The World's Worst Marbled Papers: Being a Collection of Ten Contemporary San Serriffean Marbled Papers Showing the Lowest Level of Technique, the Worst Combinations of Colors, and the Most Inferior Execution Known Since the Dawn of the Art of Marbling. Port Clarendon, S.S.: San Serriffe Publishing Company, 1978. [i.e., North Hills, PA: Bird & Bull Press].
In 1978 Henry Morris purchased a bulk order of marbled paper from the firm Mer Cie. Their papers were priced at a markedly lower rate than other suppliers, and, though Morris found some of the initial samples discouraging, he placed an order in the hopes that the bulk would include enough usable papers to make it worth the cost. The shipment proved to be amateurish in quality, at best. After Tom Taylor ridiculed them as the worst marbled papers he had ever seen, Morris saw a use for the shipment, and thus The World's Worst Marbled Papers was born. The marbled papers were published as samples of the worst marbled paper in the world, accompanied by an introduction and critical commentary on the art and aesthetics of the truly awful. Hoping to avoid a lawsuit, Morris printed the book pseudonymously under the fictitious imprint of San Serriffe, which was originally invented by The Guardian for a 1977 April Fool's joke. The disguise was not entirely successful. A salesman from Mer Cie later learned of the publication and was so amused that he purchased a copy for himself. (Mer Cie soon discontinued selling the marbled paper in question.) Shown here is a sample which Morris named "chocolate spot." The text claims that it was inspired by the sight of dried chocolate syrup at a soda fountain.

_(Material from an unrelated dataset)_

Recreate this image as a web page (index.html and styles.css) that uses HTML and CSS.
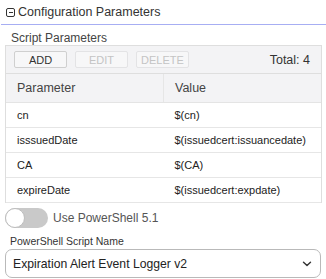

Map of San Serriffe, from The Guardian, 1 April 1977. (Photocopy).
San Serriffe wanted poster for Theodore Bachaus, [1979?].
The poster states that Bachaus is wanted "for conspiracy to produce and distribute a book entitled The World's Worst Marbled Papers."
Silvie Turner and Birgit Skiold. Handmade Paper Today: A Worldwide Survey of Mills, Papers, Techniques and Uses. London: Lund Humphries, 1983.
San Serriffe visitor badge, [n.d.]. Bird & Bull Press Archives. Morris made this one-of-a-kind badge after his prank saw print.
Photocopy of text from Handmade Paper Today regarding San Serriffe Paper Mill, with Morris' handwritten comments. Bird & Bull Press Archives. Morris has added additional sarcastic comments, including a note that the paper mill has begun hiring specially trained gorillas to lift their 120 pound sheets of paper.
While researching their book Handmade Paper Today, authors Silvie Turner and Birgit Skiold mailed Morris a form letter requesting information about his paper mill. Morris responded with a facetious description of the San Serriffe Paper Mill, which he said occupied 20,000 square feet near Erie, Pennsylvania, and made papers weighing up to 350 pounds. He later said that he wanted to see if the authors or editors would catch the joke. The authors did not get the joke. Instead, they published it.
The Booksellers of San Serriffe. [newtown, PA]: San Serriffe Publishing Company [i.e., Bird & Bull Press], 2001.
This book documents the booksellers of Henry Morris' fictitious country of San Serriffe. Morris stated that three of the booksellers are thinly veiled parodies of real booksellers; the others are his inventions. The engraving shown here is by Wesley Bates.
Typewritten letter, 9 April 2001, with enclosed San Serrifean postage stamps.
In order to provide a further layer of authenticity, The Booksellers of San Serriffe was issued with a personal letter from Theodore Bachaus, placed inside a mailing envelope which bore a canceled San Serriffe postal stamp. Some of Morris' customers mailed the letter back to him, perhaps thinking it a genuine letter intended for Morris. Apparently the post office also believed the postage stamps were genuine, as Morris later tried mailing ten letters with the San Serriffean postage, all of which were delivered.